GIVEN EXERCISE :: Repeat the material below exactly, with no pictures.

MATERIALS PROVIDED ::

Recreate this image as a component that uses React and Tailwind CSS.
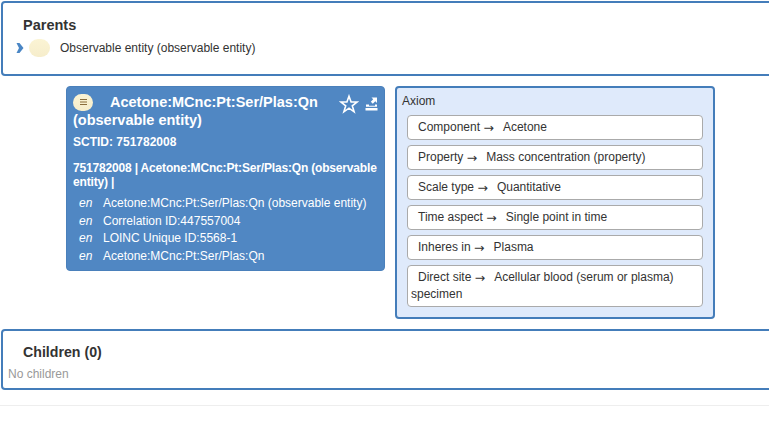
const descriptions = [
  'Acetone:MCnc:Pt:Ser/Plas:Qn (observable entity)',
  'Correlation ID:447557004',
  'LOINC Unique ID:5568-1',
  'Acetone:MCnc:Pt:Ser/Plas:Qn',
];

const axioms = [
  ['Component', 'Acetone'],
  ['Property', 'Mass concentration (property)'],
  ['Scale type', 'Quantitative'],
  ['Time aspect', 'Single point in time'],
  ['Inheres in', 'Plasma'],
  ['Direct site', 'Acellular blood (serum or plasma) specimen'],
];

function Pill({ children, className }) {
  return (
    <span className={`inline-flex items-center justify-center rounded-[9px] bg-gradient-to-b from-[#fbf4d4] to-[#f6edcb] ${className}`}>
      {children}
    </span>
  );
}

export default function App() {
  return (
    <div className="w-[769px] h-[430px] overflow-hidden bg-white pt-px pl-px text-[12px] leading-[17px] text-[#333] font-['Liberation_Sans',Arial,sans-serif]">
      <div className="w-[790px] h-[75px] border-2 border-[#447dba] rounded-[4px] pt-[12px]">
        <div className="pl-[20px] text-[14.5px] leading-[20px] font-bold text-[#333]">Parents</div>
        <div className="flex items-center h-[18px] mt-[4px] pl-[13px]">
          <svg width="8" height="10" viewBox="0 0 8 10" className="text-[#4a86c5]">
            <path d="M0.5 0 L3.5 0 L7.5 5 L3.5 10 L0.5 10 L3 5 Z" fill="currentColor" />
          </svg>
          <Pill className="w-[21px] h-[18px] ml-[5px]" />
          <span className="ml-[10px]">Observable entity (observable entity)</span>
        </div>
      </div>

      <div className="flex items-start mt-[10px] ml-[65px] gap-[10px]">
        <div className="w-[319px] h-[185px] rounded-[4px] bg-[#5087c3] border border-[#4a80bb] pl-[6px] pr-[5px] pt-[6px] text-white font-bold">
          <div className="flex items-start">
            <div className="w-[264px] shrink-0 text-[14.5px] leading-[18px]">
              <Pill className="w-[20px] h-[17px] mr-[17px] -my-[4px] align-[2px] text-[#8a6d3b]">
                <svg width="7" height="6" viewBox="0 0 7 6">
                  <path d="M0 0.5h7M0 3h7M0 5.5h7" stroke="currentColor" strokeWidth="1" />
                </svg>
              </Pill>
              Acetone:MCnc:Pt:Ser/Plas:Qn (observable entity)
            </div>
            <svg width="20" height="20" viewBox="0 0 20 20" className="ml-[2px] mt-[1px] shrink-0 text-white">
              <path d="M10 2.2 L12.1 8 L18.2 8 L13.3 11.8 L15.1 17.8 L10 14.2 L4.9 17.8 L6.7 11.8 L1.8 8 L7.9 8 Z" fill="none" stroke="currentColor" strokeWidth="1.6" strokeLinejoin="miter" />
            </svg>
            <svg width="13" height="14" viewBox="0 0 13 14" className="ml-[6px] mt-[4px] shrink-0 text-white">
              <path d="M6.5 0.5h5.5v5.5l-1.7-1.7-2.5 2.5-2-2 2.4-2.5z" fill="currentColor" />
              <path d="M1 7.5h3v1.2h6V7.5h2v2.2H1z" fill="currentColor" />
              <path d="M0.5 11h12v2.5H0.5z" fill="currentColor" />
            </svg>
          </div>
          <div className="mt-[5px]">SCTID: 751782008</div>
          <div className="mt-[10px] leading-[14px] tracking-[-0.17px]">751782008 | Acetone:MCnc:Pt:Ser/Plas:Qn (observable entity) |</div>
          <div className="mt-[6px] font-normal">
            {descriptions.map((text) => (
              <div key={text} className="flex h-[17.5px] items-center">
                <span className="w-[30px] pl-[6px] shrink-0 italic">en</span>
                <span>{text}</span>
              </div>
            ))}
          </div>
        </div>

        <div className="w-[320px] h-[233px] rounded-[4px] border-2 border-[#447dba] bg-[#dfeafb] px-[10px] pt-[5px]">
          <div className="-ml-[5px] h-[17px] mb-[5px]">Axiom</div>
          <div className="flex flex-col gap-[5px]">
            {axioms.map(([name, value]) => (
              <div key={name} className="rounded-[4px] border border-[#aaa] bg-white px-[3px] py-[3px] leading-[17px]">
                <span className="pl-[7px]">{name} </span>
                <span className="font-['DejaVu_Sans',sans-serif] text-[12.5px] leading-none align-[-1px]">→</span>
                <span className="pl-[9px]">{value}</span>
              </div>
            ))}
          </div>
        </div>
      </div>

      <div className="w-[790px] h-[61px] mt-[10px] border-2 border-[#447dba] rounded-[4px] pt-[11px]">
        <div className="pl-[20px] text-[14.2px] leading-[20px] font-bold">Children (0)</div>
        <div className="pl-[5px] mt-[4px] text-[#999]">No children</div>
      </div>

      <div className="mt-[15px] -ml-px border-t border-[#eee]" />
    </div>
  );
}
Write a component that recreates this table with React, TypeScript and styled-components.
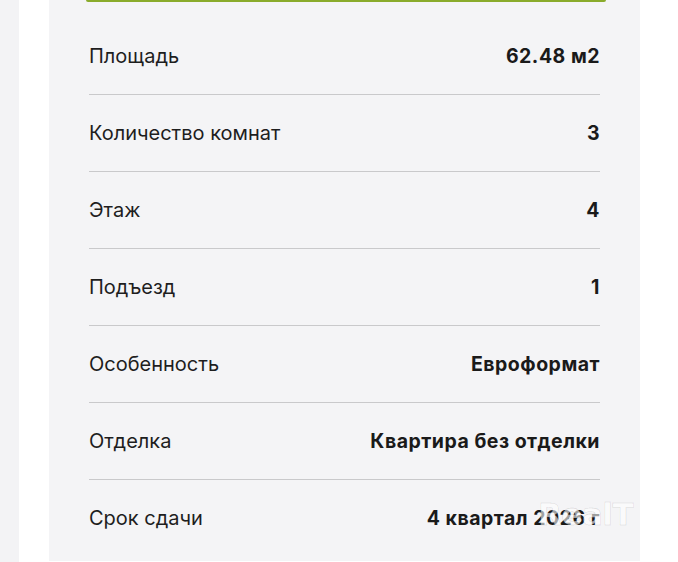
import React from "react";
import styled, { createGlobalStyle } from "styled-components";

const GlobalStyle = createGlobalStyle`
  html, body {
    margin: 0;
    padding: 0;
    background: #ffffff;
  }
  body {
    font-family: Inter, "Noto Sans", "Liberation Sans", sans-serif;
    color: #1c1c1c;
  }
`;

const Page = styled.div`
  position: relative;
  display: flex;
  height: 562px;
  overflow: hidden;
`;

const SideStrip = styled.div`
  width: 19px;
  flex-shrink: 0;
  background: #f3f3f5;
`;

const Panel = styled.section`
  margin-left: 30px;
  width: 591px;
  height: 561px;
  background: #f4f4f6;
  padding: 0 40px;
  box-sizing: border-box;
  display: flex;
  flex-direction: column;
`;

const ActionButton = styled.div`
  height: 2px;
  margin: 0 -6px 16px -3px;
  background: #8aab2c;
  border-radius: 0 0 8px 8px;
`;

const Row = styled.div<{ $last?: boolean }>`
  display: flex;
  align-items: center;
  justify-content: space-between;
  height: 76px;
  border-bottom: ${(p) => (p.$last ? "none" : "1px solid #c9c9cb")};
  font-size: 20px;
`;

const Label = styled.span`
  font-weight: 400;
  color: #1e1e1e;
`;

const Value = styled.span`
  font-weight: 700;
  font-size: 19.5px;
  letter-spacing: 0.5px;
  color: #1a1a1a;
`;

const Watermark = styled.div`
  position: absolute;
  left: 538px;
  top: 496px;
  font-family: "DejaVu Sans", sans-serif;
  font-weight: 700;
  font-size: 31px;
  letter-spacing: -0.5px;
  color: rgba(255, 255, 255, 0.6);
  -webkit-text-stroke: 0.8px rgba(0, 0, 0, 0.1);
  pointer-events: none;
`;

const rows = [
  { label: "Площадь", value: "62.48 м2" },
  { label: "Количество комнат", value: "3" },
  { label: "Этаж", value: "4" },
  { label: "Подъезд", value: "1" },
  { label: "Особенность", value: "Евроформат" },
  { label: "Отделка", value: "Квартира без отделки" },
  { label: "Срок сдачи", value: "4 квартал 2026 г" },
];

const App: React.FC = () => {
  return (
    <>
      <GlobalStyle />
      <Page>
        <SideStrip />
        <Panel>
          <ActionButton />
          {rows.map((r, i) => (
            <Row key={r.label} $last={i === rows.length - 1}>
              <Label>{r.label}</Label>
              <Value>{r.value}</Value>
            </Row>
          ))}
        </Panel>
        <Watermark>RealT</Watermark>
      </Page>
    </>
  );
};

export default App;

OUTPUT FOR THIS EXERCISE ::
Recreate this image as a component that uses React and Tailwind CSS.
const descriptions = [
  'Acetone:MCnc:Pt:Ser/Plas:Qn (observable entity)',
  'Correlation ID:447557004',
  'LOINC Unique ID:5568-1',
  'Acetone:MCnc:Pt:Ser/Plas:Qn',
];

const axioms = [
  ['Component', 'Acetone'],
  ['Property', 'Mass concentration (property)'],
  ['Scale type', 'Quantitative'],
  ['Time aspect', 'Single point in time'],
  ['Inheres in', 'Plasma'],
  ['Direct site', 'Acellular blood (serum or plasma) specimen'],
];

function Pill({ children, className }) {
  return (
    <span className={`inline-flex items-center justify-center rounded-[9px] bg-gradient-to-b from-[#fbf4d4] to-[#f6edcb] ${className}`}>
      {children}
    </span>
  );
}

export default function App() {
  return (
    <div className="w-[769px] h-[430px] overflow-hidden bg-white pt-px pl-px text-[12px] leading-[17px] text-[#333] font-['Liberation_Sans',Arial,sans-serif]">
      <div className="w-[790px] h-[75px] border-2 border-[#447dba] rounded-[4px] pt-[12px]">
        <div className="pl-[20px] text-[14.5px] leading-[20px] font-bold text-[#333]">Parents</div>
        <div className="flex items-center h-[18px] mt-[4px] pl-[13px]">
          <svg width="8" height="10" viewBox="0 0 8 10" className="text-[#4a86c5]">
            <path d="M0.5 0 L3.5 0 L7.5 5 L3.5 10 L0.5 10 L3 5 Z" fill="currentColor" />
          </svg>
          <Pill className="w-[21px] h-[18px] ml-[5px]" />
          <span className="ml-[10px]">Observable entity (observable entity)</span>
        </div>
      </div>

      <div className="flex items-start mt-[10px] ml-[65px] gap-[10px]">
        <div className="w-[319px] h-[185px] rounded-[4px] bg-[#5087c3] border border-[#4a80bb] pl-[6px] pr-[5px] pt-[6px] text-white font-bold">
          <div className="flex items-start">
            <div className="w-[264px] shrink-0 text-[14.5px] leading-[18px]">
              <Pill className="w-[20px] h-[17px] mr-[17px] -my-[4px] align-[2px] text-[#8a6d3b]">
                <svg width="7" height="6" viewBox="0 0 7 6">
                  <path d="M0 0.5h7M0 3h7M0 5.5h7" stroke="currentColor" strokeWidth="1" />
                </svg>
              </Pill>
              Acetone:MCnc:Pt:Ser/Plas:Qn (observable entity)
            </div>
            <svg width="20" height="20" viewBox="0 0 20 20" className="ml-[2px] mt-[1px] shrink-0 text-white">
              <path d="M10 2.2 L12.1 8 L18.2 8 L13.3 11.8 L15.1 17.8 L10 14.2 L4.9 17.8 L6.7 11.8 L1.8 8 L7.9 8 Z" fill="none" stroke="currentColor" strokeWidth="1.6" strokeLinejoin="miter" />
            </svg>
            <svg width="13" height="14" viewBox="0 0 13 14" className="ml-[6px] mt-[4px] shrink-0 text-white">
              <path d="M6.5 0.5h5.5v5.5l-1.7-1.7-2.5 2.5-2-2 2.4-2.5z" fill="currentColor" />
              <path d="M1 7.5h3v1.2h6V7.5h2v2.2H1z" fill="currentColor" />
              <path d="M0.5 11h12v2.5H0.5z" fill="currentColor" />
            </svg>
          </div>
          <div className="mt-[5px]">SCTID: 751782008</div>
          <div className="mt-[10px] leading-[14px] tracking-[-0.17px]">751782008 | Acetone:MCnc:Pt:Ser/Plas:Qn (observable entity) |</div>
          <div className="mt-[6px] font-normal">
            {descriptions.map((text) => (
              <div key={text} className="flex h-[17.5px] items-center">
                <span className="w-[30px] pl-[6px] shrink-0 italic">en</span>
                <span>{text}</span>
              </div>
            ))}
          </div>
        </div>

        <div className="w-[320px] h-[233px] rounded-[4px] border-2 border-[#447dba] bg-[#dfeafb] px-[10px] pt-[5px]">
          <div className="-ml-[5px] h-[17px] mb-[5px]">Axiom</div>
          <div className="flex flex-col gap-[5px]">
            {axioms.map(([name, value]) => (
              <div key={name} className="rounded-[4px] border border-[#aaa] bg-white px-[3px] py-[3px] leading-[17px]">
                <span className="pl-[7px]">{name} </span>
                <span className="font-['DejaVu_Sans',sans-serif] text-[12.5px] leading-none align-[-1px]">→</span>
                <span className="pl-[9px]">{value}</span>
              </div>
            ))}
          </div>
        </div>
      </div>

      <div className="w-[790px] h-[61px] mt-[10px] border-2 border-[#447dba] rounded-[4px] pt-[11px]">
        <div className="pl-[20px] text-[14.2px] leading-[20px] font-bold">Children (0)</div>
        <div className="pl-[5px] mt-[4px] text-[#999]">No children</div>
      </div>

      <div className="mt-[15px] -ml-px border-t border-[#eee]" />
    </div>
  );
}
Write a component that recreates this table with React, TypeScript and styled-components.
import React from "react";
import styled, { createGlobalStyle } from "styled-components";

const GlobalStyle = createGlobalStyle`
  html, body {
    margin: 0;
    padding: 0;
    background: #ffffff;
  }
  body {
    font-family: Inter, "Noto Sans", "Liberation Sans", sans-serif;
    color: #1c1c1c;
  }
`;

const Page = styled.div`
  position: relative;
  display: flex;
  height: 562px;
  overflow: hidden;
`;

const SideStrip = styled.div`
  width: 19px;
  flex-shrink: 0;
  background: #f3f3f5;
`;

const Panel = styled.section`
  margin-left: 30px;
  width: 591px;
  height: 561px;
  background: #f4f4f6;
  padding: 0 40px;
  box-sizing: border-box;
  display: flex;
  flex-direction: column;
`;

const ActionButton = styled.div`
  height: 2px;
  margin: 0 -6px 16px -3px;
  background: #8aab2c;
  border-radius: 0 0 8px 8px;
`;

const Row = styled.div<{ $last?: boolean }>`
  display: flex;
  align-items: center;
  justify-content: space-between;
  height: 76px;
  border-bottom: ${(p) => (p.$last ? "none" : "1px solid #c9c9cb")};
  font-size: 20px;
`;

const Label = styled.span`
  font-weight: 400;
  color: #1e1e1e;
`;

const Value = styled.span`
  font-weight: 700;
  font-size: 19.5px;
  letter-spacing: 0.5px;
  color: #1a1a1a;
`;

const Watermark = styled.div`
  position: absolute;
  left: 538px;
  top: 496px;
  font-family: "DejaVu Sans", sans-serif;
  font-weight: 700;
  font-size: 31px;
  letter-spacing: -0.5px;
  color: rgba(255, 255, 255, 0.6);
  -webkit-text-stroke: 0.8px rgba(0, 0, 0, 0.1);
  pointer-events: none;
`;

const rows = [
  { label: "Площадь", value: "62.48 м2" },
  { label: "Количество комнат", value: "3" },
  { label: "Этаж", value: "4" },
  { label: "Подъезд", value: "1" },
  { label: "Особенность", value: "Евроформат" },
  { label: "Отделка", value: "Квартира без отделки" },
  { label: "Срок сдачи", value: "4 квартал 2026 г" },
];

const App: React.FC = () => {
  return (
    <>
      <GlobalStyle />
      <Page>
        <SideStrip />
        <Panel>
          <ActionButton />
          {rows.map((r, i) => (
            <Row key={r.label} $last={i === rows.length - 1}>
              <Label>{r.label}</Label>
              <Value>{r.value}</Value>
            </Row>
          ))}
        </Panel>
        <Watermark>RealT</Watermark>
      </Page>
    </>
  );
};

export default App;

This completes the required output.